Rows from a dataset of pages and code
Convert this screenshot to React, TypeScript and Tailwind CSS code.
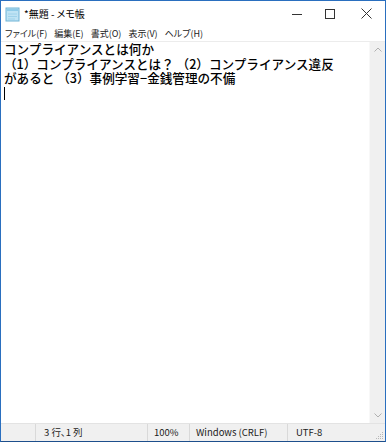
const jp = { fontFamily: '"Noto Sans CJK JP", "Noto Sans", sans-serif' };
const ui = { fontFamily: '"Noto Sans CJK JP", "Liberation Sans", sans-serif', fontFeatureSettings: '"palt"' };

function NotepadIcon() {
  return (
    <svg width="15" height="15" viewBox="0 0 15 15">
      <rect x="1" y="1" width="13" height="13" fill="#bfe3f4" stroke="#6fb3d6" />
      <rect x="2" y="2" width="11" height="2" fill="#8fcbe8" />
      <path d="M3 7h9M3 9.5h9M3 12h7" stroke="#9fd2ea" strokeWidth="1" />
    </svg>
  );
}

export default function App() {
  const menus = ['ファイル(F)', '編集(E)', '書式(O)', '表示(V)', 'ヘルプ(H)'];
  return (
    <div className="w-[386px] h-[442px] bg-white border border-[#2a6fbf] border-b-[#1d4f8c] flex flex-col overflow-hidden">
      {/* title bar */}
      <div className="h-[25px] flex items-center shrink-0">
        <div className="pl-[4px] pt-[1px] flex items-center">
          <NotepadIcon />
        </div>
        <span className="ml-[4px] text-[10px] text-black" style={ui}>*無題 - メモ帳</span>
        <div className="ml-auto flex items-center h-full">
          <div className="w-[32px] h-full flex items-center justify-center">
            <svg width="10" height="10" viewBox="0 0 10 10"><path d="M0 5.5h10" stroke="#333" /></svg>
          </div>
          <div className="w-[34px] h-full flex items-center justify-center">
            <svg width="10" height="10" viewBox="0 0 10 10"><rect x="0.5" y="0.5" width="9" height="9" fill="none" stroke="#333" /></svg>
          </div>
          <div className="w-[38px] h-full flex items-center justify-center">
            <svg width="11" height="11" viewBox="0 0 11 11"><path d="M0.5 0.5l10 10M10.5 0.5l-10 10" stroke="#333" /></svg>
          </div>
        </div>
      </div>
      {/* menu bar */}
      <div className="h-[16px] flex items-center gap-[7px] pl-[4px] text-[9px] text-[#222] border-b border-[#ececec] shrink-0" style={ui}>
        {menus.map((m) => (
          <span key={m}>{m}</span>
        ))}
      </div>
      {/* edit area */}
      <div className="flex-1 flex min-h-0">
        <div className="flex-1 pl-[3px] text-[12.6px] leading-[14.5px] text-black font-medium whitespace-pre" style={jp}>
          <div>コンプライアンスとは何か</div>
          <div>（1）コンプライアンスとは？ （2）コンプライアンス違反</div>
          <div>があると （3）事例学習−金銭管理の不備</div>
          <div className="w-[1px] h-[13px] bg-black mt-[1px]" />
        </div>
        <div className="w-[16px] bg-[#f0f0f0] border-l border-[#f8f8f8] flex flex-col justify-between items-center py-[5px]">
          <svg width="8" height="5" viewBox="0 0 8 5"><path d="M0.5 4.5l3.5-3.5 3.5 3.5" fill="none" stroke="#b0b0b0" /></svg>
          <svg width="8" height="5" viewBox="0 0 8 5"><path d="M0.5 0.5l3.5 3.5 3.5-3.5" fill="none" stroke="#b0b0b0" /></svg>
        </div>
      </div>
      {/* status bar */}
      <div className="h-[18px] bg-[#f0f0f0] border-t border-[#e3e3e3] flex items-center text-[9.5px] text-[#222] shrink-0 relative" style={ui}>
        <div className="w-[35px] h-full border-r border-[#d9d9d9]" />
        <div className="w-[112px] h-full border-r border-[#d9d9d9] pl-[8px] flex items-center">3 行、1 列</div>
        <div className="w-[42px] h-full border-r border-[#d9d9d9] pl-[6px] flex items-center">100%</div>
        <div className="w-[98px] h-full border-r border-[#d9d9d9] pl-[6px] flex items-center">Windows (CRLF)</div>
        <div className="pl-[8px] flex items-center">UTF-8</div>
        <svg className="absolute right-[1px] bottom-[1px]" width="10" height="10" viewBox="0 0 10 10">
          <g fill="#b8b8b8">
            <rect x="8" y="2" width="1" height="1" />
            <rect x="6" y="4" width="1" height="1" />
            <rect x="8" y="4" width="1" height="1" />
            <rect x="4" y="6" width="1" height="1" />
            <rect x="6" y="6" width="1" height="1" />
            <rect x="8" y="6" width="1" height="1" />
            <rect x="2" y="8" width="1" height="1" />
            <rect x="4" y="8" width="1" height="1" />
            <rect x="6" y="8" width="1" height="1" />
            <rect x="8" y="8" width="1" height="1" />
          </g>
        </svg>
      </div>
    </div>
  );
}
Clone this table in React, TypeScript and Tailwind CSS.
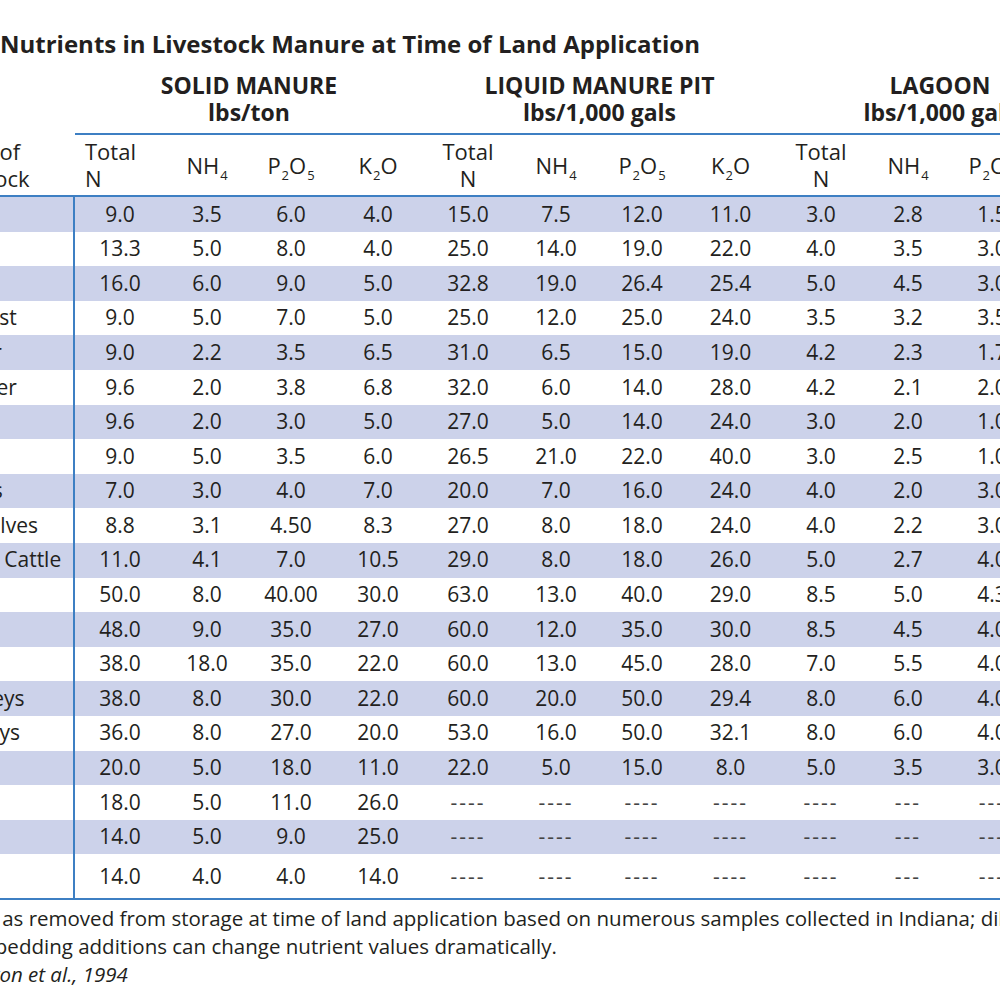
import React from "react";

type Group = { title: string; sub: string; w: string };
const groups: Group[] = [
  { title: "SOLID MANURE", sub: "lbs/ton", w: "w-[348px]" },
  { title: "LIQUID MANURE PIT", sub: "lbs/1,000 gals", w: "w-[353px]" },
  { title: "LAGOON", sub: "lbs/1,000 gals", w: "w-[328px]" },
];

const colW = [
  "w-[90px]", "w-[84px]", "w-[84px]", "w-[90px]",
  "w-[90px]", "w-[86px]", "w-[86px]", "w-[91px]",
  "w-[90px]", "w-[84px]", "w-[84px]", "w-[70px]",
];

const kinds = ["TN", "NH4", "P2O5", "K2O", "TN", "NH4", "P2O5", "K2O", "TN", "NH4", "P2O5", "K2O"];

const D4 = "----";
const D3 = "---";

const rows: { label: string; pl: string; v: string[] }[] = [
  { label: "Farrow", pl: "pl-[20px]", v: ["9.0", "3.5", "6.0", "4.0", "15.0", "7.5", "12.0", "11.0", "3.0", "2.8", "1.5", "3.0"] },
  { label: "Nursery", pl: "pl-[20px]", v: ["13.3", "5.0", "8.0", "4.0", "25.0", "14.0", "19.0", "22.0", "4.0", "3.5", "3.0", "4.0"] },
  { label: "Finisher", pl: "pl-[20px]", v: ["16.0", "6.0", "9.0", "5.0", "32.8", "19.0", "26.4", "25.4", "5.0", "4.5", "3.0", "5.0"] },
  { label: "Breed/Gest", pl: "pl-[16px]", v: ["9.0", "5.0", "7.0", "5.0", "25.0", "12.0", "25.0", "24.0", "3.5", "3.2", "3.5", "4.0"] },
  { label: "Dry Heifer", pl: "pl-[12px]", v: ["9.0", "2.2", "3.5", "6.5", "31.0", "6.5", "15.0", "19.0", "4.2", "2.3", "1.7", "4.5"] },
  { label: "Dairy Steer", pl: "pl-[19px]", v: ["9.6", "2.0", "3.8", "6.8", "32.0", "6.0", "14.0", "28.0", "4.2", "2.1", "2.0", "5.0"] },
  { label: "Dry Cow", pl: "pl-[16px]", v: ["9.6", "2.0", "3.0", "5.0", "27.0", "5.0", "14.0", "24.0", "3.0", "2.0", "1.0", "4.0"] },
  { label: "Bulls", pl: "pl-[20px]", v: ["9.0", "5.0", "3.5", "6.0", "26.5", "21.0", "22.0", "40.0", "3.0", "2.5", "1.0", "6.0"] },
  { label: "Beef Bulls", pl: "pl-[16px]", v: ["7.0", "3.0", "4.0", "7.0", "20.0", "7.0", "16.0", "24.0", "4.0", "2.0", "3.0", "5.0"] },
  { label: "Heifer Calves", pl: "pl-[20px]", v: ["8.8", "3.1", "4.50", "8.3", "27.0", "8.0", "18.0", "24.0", "4.0", "2.2", "3.0", "5.0"] },
  { label: "Finishing Cattle", pl: "pl-[22px]", v: ["11.0", "4.1", "7.0", "10.5", "29.0", "8.0", "18.0", "26.0", "5.0", "2.7", "4.0", "6.0"] },
  { label: "Layers", pl: "pl-[20px]", v: ["50.0", "8.0", "40.00", "30.0", "63.0", "13.0", "40.0", "29.0", "8.5", "5.0", "4.3", "8.0"] },
  { label: "Broilers", pl: "pl-[20px]", v: ["48.0", "9.0", "35.0", "27.0", "60.0", "12.0", "35.0", "30.0", "8.5", "4.5", "4.0", "8.0"] },
  { label: "Pullets", pl: "pl-[20px]", v: ["38.0", "18.0", "35.0", "22.0", "60.0", "13.0", "45.0", "28.0", "7.0", "5.5", "4.0", "7.0"] },
  { label: "Tom Turkeys", pl: "pl-[9px]", v: ["38.0", "8.0", "30.0", "22.0", "60.0", "20.0", "50.0", "29.4", "8.0", "6.0", "4.0", "8.0"] },
  { label: "Hen Turkeys", pl: "pl-[8px]", v: ["36.0", "8.0", "27.0", "20.0", "53.0", "16.0", "50.0", "32.1", "8.0", "6.0", "4.0", "8.0"] },
  { label: "Ducks", pl: "pl-[20px]", v: ["20.0", "5.0", "18.0", "11.0", "22.0", "5.0", "15.0", "8.0", "5.0", "3.5", "3.0", "5.0"] },
  { label: "Sheep", pl: "pl-[20px]", v: ["18.0", "5.0", "11.0", "26.0", D4, D4, D4, D4, D4, D3, D3, D3] },
  { label: "Goats", pl: "pl-[20px]", v: ["14.0", "5.0", "9.0", "25.0", D4, D4, D4, D4, D4, D3, D3, D3] },
  { label: "Horses", pl: "pl-[20px]", v: ["14.0", "4.0", "4.0", "14.0", D4, D4, D4, D4, D4, D3, D3, D3] },
];

const subCls = "text-[13px] -bottom-[6px] ml-[1px]";

function HeaderCell({ kind, first }: { kind: string; first: boolean }) {
  if (kind === "TN") {
    return (
      <div className={first ? "flex flex-col items-start pl-[10px]" : "flex flex-col items-center"}>
        <span>Total</span>
        <span>N</span>
      </div>
    );
  }
  if (kind === "NH4") {
    return (
      <span>
        NH<sub className={subCls}>4</sub>
      </span>
    );
  }
  if (kind === "P2O5") {
    return (
      <span>
        P<sub className={subCls}>2</sub>O<sub className={subCls}>5</sub>
      </span>
    );
  }
  return (
    <span>
      K<sub className={subCls}>2</sub>O
    </span>
  );
}

export default function App() {
  return (
    <div className="w-[1000px] h-[1000px] overflow-hidden bg-white text-[#231f20] font-['Open_Sans',sans-serif]">
      <div className="pt-[30px] h-[58px] text-[24px] font-bold leading-[28px] whitespace-nowrap">
        Nutrients in Livestock Manure at Time of Land Application
      </div>

      <div className="-ml-[110px] w-[1250px]">
        {/* group headers */}
        <div className="flex mt-[14px]">
          <div className="w-[185px] shrink-0" />
          <div className="flex border-b-2 border-[#3d7fc3]">
            {groups.map((g) => (
              <div
                key={g.title}
                className={`${g.w} shrink-0 h-[61px] flex flex-col items-center text-[23px] font-bold leading-[27px] whitespace-nowrap`}
              >
                <span>{g.title}</span>
                <span>{g.sub}</span>
              </div>
            ))}
          </div>
        </div>

        {/* column headers */}
        <div className="flex h-[62px] border-b-2 border-[#3d7fc3] text-[22px] leading-[27px]">
          <div className="w-[185px] shrink-0 flex flex-col items-center justify-center">
            <span>Type of</span>
            <span>Livestock</span>
          </div>
          {kinds.map((k, i) => (
            <div key={i} className={`${colW[i]} shrink-0 flex items-center ${i === 0 ? "justify-start" : "justify-center"}`}>
              <HeaderCell kind={k} first={i === 0} />
            </div>
          ))}
        </div>

        {/* data rows */}
        <div className="border-b-2 border-[#3d7fc3] text-[21px]">
          {rows.map((r, ri) => (
            <div
              key={ri}
              className={`flex ${ri === rows.length - 1 ? "h-[44px]" : "h-[34.6px]"} ${ri % 2 === 0 ? "bg-[#ccd2ea]" : "bg-white"}`}
            >
              <div className={`w-[185px] shrink-0 border-r-2 border-[#3d7fc3] flex items-center whitespace-nowrap ${r.pl}`}>
                {r.label}
              </div>
              {r.v.map((val, ci) => (
                <div
                  key={ci}
                  className={`${colW[ci]} shrink-0 flex items-center justify-center ${val.startsWith("-") ? "tracking-[2px] text-[#444]" : ""}`}
                >
                  {val}
                </div>
              ))}
            </div>
          ))}
        </div>
      </div>

      <div className="pt-[4px] text-[20.5px] leading-[28px] whitespace-nowrap">
        <div className="-ml-[78px]">
          Manure as removed from storage at time of land application based on numerous samples collected in Indiana; dilution with water or
        </div>
        <div className="-ml-[47px]">and bedding additions can change nutrient values dramatically.</div>
        <div className="-ml-[108px] italic">Source: Sutton et al., 1994</div>
      </div>
    </div>
  );
}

### Given task
Read through the entries and copy every line that includes "React".

### Exercise result
Convert this screenshot to React, TypeScript and Tailwind CSS code.
Clone this table in React, TypeScript and Tailwind CSS.
import React from "react";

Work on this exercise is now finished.